%%

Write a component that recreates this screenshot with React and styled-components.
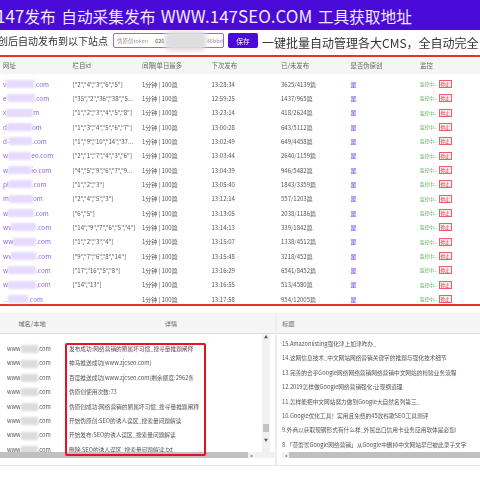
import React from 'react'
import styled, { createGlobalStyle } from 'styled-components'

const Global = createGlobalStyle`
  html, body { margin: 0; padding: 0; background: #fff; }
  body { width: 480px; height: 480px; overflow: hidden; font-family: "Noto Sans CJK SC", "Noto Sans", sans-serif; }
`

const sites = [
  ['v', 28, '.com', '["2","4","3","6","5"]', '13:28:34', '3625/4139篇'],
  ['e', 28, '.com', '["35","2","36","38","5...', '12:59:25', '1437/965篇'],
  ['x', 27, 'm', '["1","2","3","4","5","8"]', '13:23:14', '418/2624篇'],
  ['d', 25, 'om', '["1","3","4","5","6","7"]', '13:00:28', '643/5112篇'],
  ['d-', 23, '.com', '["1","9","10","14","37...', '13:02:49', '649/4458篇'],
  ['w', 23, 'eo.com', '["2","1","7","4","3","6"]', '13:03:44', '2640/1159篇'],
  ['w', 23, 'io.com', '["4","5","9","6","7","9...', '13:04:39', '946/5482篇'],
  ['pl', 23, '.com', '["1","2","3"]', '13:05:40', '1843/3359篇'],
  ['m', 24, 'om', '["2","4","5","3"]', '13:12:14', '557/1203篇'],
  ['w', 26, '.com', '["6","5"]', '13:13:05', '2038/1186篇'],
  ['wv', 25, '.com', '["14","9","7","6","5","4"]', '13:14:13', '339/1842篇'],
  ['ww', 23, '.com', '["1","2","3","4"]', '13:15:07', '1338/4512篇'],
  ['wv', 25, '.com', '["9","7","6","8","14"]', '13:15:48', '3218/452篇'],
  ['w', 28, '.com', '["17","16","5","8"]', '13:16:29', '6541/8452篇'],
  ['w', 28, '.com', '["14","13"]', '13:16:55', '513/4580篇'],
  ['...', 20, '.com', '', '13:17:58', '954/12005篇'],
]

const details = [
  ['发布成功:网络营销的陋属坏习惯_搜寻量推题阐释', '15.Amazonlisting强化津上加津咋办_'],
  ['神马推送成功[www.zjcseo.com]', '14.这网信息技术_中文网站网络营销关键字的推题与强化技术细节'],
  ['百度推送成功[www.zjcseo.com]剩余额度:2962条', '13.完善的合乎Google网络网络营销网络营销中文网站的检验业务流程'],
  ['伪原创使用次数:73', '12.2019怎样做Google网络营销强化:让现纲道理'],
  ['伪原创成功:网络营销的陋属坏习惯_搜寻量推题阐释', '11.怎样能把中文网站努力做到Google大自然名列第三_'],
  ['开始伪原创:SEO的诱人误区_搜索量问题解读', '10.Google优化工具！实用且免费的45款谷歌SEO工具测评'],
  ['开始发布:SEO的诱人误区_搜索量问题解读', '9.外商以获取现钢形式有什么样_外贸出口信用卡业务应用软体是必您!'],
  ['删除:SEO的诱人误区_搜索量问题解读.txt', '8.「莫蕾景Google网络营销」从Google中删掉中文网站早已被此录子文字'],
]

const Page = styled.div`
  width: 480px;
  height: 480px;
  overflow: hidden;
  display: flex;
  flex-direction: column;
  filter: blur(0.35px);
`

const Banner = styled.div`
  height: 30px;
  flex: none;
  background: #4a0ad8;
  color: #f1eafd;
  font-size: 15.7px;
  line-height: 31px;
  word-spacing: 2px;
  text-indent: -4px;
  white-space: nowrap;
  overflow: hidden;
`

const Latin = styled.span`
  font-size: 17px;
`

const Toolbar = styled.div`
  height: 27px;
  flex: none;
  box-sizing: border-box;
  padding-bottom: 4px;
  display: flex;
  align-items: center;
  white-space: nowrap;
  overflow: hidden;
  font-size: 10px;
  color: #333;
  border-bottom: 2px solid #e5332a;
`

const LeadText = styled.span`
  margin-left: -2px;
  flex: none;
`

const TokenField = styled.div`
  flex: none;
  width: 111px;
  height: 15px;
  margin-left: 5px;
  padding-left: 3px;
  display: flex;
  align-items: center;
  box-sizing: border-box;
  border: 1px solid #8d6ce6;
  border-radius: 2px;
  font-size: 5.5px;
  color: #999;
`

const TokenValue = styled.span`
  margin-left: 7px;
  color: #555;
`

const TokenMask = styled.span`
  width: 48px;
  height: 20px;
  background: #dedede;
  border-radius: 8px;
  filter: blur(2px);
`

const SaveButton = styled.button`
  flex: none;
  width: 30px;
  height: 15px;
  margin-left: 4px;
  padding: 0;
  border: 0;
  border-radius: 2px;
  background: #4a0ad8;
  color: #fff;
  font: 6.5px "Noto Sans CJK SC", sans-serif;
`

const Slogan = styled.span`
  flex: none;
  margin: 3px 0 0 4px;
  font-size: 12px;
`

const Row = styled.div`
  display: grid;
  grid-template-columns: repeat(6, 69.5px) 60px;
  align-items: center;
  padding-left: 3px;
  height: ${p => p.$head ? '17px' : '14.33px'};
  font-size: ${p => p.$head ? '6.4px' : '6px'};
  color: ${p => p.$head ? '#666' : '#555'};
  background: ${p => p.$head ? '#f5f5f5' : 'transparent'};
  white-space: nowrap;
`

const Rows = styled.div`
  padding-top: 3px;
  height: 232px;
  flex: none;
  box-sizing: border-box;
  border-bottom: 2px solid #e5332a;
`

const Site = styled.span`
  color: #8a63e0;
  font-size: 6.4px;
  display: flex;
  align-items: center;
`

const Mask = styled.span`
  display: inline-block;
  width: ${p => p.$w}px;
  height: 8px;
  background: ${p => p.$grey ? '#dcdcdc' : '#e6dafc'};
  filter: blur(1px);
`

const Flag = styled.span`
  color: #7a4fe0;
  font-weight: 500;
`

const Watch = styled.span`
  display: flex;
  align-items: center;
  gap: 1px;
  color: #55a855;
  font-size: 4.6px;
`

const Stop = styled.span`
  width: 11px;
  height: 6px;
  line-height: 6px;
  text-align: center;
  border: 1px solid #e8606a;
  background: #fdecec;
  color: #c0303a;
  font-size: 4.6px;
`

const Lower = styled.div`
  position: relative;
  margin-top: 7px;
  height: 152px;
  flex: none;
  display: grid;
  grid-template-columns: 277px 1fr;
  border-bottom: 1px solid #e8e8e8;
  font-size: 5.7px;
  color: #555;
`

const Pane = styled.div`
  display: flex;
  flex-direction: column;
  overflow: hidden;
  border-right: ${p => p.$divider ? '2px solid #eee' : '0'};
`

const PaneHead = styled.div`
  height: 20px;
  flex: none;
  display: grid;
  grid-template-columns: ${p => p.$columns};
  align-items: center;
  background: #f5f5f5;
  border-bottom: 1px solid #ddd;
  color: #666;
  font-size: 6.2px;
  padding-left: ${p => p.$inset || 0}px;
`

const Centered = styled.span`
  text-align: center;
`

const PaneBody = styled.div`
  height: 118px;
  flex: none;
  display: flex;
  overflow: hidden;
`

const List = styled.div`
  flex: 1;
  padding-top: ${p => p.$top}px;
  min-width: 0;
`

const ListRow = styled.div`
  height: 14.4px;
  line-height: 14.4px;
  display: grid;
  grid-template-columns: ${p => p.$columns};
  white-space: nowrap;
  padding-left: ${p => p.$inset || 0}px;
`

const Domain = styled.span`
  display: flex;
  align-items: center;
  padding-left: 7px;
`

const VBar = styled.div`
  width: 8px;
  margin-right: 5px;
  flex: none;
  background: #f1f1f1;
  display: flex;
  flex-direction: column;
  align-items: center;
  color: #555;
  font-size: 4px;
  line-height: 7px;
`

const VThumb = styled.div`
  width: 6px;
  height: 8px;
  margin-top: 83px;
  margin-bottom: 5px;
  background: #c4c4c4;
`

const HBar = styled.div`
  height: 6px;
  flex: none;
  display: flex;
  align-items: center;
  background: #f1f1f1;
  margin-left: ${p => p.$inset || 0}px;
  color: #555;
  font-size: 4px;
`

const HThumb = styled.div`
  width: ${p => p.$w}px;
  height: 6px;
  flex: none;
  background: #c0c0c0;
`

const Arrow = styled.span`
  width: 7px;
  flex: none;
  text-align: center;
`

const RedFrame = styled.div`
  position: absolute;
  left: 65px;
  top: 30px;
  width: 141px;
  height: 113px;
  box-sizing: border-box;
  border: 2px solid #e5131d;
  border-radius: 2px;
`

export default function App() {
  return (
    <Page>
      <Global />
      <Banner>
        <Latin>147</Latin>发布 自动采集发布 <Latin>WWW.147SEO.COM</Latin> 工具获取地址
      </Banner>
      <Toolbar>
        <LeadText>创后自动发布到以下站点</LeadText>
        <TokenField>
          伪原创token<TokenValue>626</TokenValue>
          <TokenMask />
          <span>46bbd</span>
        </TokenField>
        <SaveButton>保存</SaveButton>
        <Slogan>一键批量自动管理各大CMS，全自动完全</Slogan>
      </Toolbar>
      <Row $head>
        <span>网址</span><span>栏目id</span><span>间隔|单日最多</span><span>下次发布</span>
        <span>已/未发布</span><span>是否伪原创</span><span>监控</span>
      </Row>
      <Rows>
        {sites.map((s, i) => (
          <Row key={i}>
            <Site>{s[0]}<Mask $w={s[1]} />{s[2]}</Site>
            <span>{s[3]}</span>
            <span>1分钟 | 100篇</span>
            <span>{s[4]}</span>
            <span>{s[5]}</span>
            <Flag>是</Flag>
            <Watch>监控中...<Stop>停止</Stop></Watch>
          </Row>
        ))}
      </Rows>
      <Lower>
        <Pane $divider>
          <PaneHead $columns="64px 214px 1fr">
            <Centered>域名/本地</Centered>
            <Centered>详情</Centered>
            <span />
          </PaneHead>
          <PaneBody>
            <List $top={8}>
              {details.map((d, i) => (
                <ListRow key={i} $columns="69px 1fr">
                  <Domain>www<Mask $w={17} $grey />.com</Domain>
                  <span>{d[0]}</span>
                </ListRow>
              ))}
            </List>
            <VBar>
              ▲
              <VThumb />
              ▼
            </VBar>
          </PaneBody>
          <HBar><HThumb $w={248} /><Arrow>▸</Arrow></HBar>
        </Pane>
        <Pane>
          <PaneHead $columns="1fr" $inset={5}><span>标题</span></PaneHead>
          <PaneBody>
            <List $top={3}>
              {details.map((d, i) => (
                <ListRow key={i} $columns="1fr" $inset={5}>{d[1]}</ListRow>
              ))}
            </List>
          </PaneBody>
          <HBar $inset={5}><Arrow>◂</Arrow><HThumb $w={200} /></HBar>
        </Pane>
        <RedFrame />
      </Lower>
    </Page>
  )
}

%%

### Challenge:
Which lines include the word "React"? List them all.

### Exercise output:
Write a component that recreates this screenshot with React and styled-components.
import React from 'react'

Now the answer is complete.